**PROBLEM:**
In the entries that follow, find the word "this" and report each line it is on.

* * * * * * *

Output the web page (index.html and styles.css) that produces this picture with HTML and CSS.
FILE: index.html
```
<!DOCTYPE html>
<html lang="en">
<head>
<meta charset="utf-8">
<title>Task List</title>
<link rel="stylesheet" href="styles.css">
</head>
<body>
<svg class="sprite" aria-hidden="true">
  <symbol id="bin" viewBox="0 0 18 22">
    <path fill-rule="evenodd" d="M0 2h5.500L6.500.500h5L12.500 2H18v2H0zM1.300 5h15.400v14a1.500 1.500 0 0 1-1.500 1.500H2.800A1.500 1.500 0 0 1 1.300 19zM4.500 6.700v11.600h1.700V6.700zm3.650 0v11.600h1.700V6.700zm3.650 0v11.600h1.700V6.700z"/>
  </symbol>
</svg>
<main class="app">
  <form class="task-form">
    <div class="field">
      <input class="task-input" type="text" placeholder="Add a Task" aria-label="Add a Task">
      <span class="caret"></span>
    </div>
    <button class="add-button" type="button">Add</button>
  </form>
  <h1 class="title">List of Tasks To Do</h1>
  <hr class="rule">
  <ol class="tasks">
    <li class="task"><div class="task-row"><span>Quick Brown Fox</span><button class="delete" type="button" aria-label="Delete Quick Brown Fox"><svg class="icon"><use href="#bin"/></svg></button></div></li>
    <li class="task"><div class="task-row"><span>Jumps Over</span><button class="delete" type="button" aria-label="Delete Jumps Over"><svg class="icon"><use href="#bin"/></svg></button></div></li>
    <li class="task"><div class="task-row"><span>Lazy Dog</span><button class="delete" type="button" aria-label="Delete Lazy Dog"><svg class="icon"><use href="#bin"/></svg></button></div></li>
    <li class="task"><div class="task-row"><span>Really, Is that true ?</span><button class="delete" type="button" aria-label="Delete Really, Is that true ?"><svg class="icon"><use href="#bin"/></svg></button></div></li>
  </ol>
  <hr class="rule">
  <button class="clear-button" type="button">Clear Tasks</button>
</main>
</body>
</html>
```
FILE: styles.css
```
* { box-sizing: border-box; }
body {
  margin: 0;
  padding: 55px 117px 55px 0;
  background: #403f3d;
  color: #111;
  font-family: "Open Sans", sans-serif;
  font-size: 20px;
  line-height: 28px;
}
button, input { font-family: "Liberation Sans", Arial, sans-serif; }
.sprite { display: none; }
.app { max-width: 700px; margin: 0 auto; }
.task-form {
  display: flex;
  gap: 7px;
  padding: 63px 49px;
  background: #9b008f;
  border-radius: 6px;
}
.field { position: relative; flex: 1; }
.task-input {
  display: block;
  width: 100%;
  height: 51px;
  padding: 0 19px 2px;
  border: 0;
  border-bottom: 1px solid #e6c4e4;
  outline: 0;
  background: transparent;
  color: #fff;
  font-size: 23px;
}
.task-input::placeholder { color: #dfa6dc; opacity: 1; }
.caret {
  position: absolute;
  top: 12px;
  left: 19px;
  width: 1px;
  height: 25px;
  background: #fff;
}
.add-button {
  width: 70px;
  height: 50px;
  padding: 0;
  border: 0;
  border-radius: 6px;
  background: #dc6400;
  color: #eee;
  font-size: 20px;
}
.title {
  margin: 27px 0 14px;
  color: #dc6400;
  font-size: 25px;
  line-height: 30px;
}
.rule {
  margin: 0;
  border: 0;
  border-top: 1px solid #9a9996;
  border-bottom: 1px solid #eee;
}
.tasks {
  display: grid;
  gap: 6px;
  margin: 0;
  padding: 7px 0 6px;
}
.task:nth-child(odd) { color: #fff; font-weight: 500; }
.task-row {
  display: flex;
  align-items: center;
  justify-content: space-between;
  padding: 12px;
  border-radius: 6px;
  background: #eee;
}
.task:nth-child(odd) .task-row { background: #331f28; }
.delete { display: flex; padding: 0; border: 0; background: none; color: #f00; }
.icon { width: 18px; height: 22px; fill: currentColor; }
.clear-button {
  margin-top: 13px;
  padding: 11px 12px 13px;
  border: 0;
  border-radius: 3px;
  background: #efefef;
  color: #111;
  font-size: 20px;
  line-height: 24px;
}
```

* * * * * * *

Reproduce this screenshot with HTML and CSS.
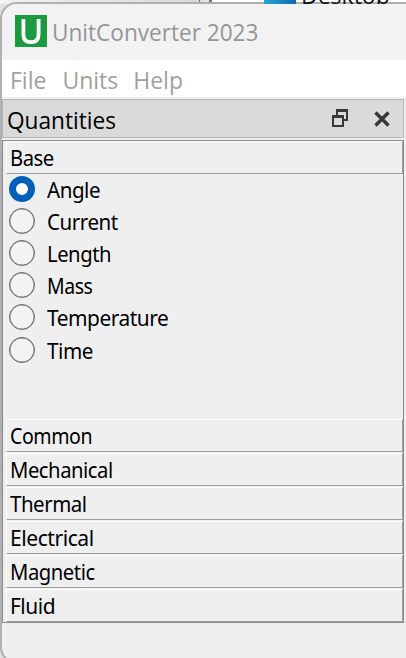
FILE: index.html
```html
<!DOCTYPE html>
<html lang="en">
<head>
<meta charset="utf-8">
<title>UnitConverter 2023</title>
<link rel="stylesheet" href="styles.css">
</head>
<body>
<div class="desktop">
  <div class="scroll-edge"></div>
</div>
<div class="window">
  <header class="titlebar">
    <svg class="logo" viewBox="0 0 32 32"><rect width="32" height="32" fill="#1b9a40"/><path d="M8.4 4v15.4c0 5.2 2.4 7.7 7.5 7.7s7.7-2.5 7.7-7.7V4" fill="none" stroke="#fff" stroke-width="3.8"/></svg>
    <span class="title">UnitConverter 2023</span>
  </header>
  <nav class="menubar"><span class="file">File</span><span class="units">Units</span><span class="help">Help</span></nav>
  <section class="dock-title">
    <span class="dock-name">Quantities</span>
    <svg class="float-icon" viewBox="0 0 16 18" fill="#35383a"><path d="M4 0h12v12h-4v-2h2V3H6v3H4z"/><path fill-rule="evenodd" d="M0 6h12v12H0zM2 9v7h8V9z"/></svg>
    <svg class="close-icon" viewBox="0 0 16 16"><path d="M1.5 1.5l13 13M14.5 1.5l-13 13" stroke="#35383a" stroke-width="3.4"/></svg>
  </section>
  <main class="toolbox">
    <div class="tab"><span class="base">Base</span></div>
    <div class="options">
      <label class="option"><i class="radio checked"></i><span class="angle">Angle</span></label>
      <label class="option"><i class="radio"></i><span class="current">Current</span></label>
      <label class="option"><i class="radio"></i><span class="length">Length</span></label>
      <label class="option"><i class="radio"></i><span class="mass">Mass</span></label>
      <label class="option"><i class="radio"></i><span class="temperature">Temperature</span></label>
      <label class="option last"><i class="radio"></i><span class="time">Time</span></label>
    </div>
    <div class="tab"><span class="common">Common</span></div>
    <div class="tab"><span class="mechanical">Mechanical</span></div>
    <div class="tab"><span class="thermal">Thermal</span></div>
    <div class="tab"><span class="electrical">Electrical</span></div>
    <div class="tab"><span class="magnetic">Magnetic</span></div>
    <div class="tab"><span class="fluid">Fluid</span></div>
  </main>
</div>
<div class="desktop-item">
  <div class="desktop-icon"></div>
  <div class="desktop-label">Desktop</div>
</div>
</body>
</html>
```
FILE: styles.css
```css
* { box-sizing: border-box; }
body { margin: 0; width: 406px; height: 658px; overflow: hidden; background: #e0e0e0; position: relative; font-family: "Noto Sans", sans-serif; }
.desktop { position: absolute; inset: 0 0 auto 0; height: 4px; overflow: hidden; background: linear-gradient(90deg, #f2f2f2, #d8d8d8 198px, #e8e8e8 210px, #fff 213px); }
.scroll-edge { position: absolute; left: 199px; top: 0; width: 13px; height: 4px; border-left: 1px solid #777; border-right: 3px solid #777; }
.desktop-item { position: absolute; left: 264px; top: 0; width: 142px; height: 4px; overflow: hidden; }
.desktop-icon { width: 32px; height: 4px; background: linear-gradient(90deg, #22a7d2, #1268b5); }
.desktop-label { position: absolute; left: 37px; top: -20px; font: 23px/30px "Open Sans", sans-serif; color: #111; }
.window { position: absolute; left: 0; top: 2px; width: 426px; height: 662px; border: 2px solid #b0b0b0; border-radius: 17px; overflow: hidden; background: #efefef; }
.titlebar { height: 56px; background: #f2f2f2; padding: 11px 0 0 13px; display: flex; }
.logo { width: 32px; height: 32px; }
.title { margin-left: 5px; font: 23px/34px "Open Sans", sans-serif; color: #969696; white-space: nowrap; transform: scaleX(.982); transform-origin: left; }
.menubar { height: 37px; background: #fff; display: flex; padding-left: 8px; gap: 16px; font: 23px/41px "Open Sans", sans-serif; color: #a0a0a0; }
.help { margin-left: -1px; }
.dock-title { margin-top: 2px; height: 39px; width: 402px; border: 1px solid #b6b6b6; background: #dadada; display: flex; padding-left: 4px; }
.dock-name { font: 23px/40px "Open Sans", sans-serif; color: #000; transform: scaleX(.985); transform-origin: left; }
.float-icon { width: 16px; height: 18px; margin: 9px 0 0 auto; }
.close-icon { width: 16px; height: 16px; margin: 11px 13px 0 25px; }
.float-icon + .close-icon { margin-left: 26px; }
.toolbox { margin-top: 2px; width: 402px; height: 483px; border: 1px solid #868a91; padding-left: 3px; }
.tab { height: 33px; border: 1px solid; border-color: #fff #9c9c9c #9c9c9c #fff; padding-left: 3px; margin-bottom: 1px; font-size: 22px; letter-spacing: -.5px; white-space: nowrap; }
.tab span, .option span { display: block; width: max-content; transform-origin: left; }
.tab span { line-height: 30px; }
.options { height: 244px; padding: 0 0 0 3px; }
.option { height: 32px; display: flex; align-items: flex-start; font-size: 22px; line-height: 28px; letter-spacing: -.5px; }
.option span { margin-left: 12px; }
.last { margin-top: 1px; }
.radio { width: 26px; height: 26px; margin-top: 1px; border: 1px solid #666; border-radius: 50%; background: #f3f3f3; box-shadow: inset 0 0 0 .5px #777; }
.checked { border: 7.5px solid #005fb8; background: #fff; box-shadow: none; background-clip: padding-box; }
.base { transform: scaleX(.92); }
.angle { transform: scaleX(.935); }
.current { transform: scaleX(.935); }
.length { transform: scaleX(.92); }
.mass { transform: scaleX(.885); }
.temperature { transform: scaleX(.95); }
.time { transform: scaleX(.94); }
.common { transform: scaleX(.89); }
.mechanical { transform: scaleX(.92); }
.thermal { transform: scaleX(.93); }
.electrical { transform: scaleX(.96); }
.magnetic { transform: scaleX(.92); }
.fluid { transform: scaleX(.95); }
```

* * * * * * *

**OUTPUT OF THE EXERCISE:**
Output the web page (index.html and styles.css) that produces this picture with HTML and CSS.
Reproduce this screenshot with HTML and CSS.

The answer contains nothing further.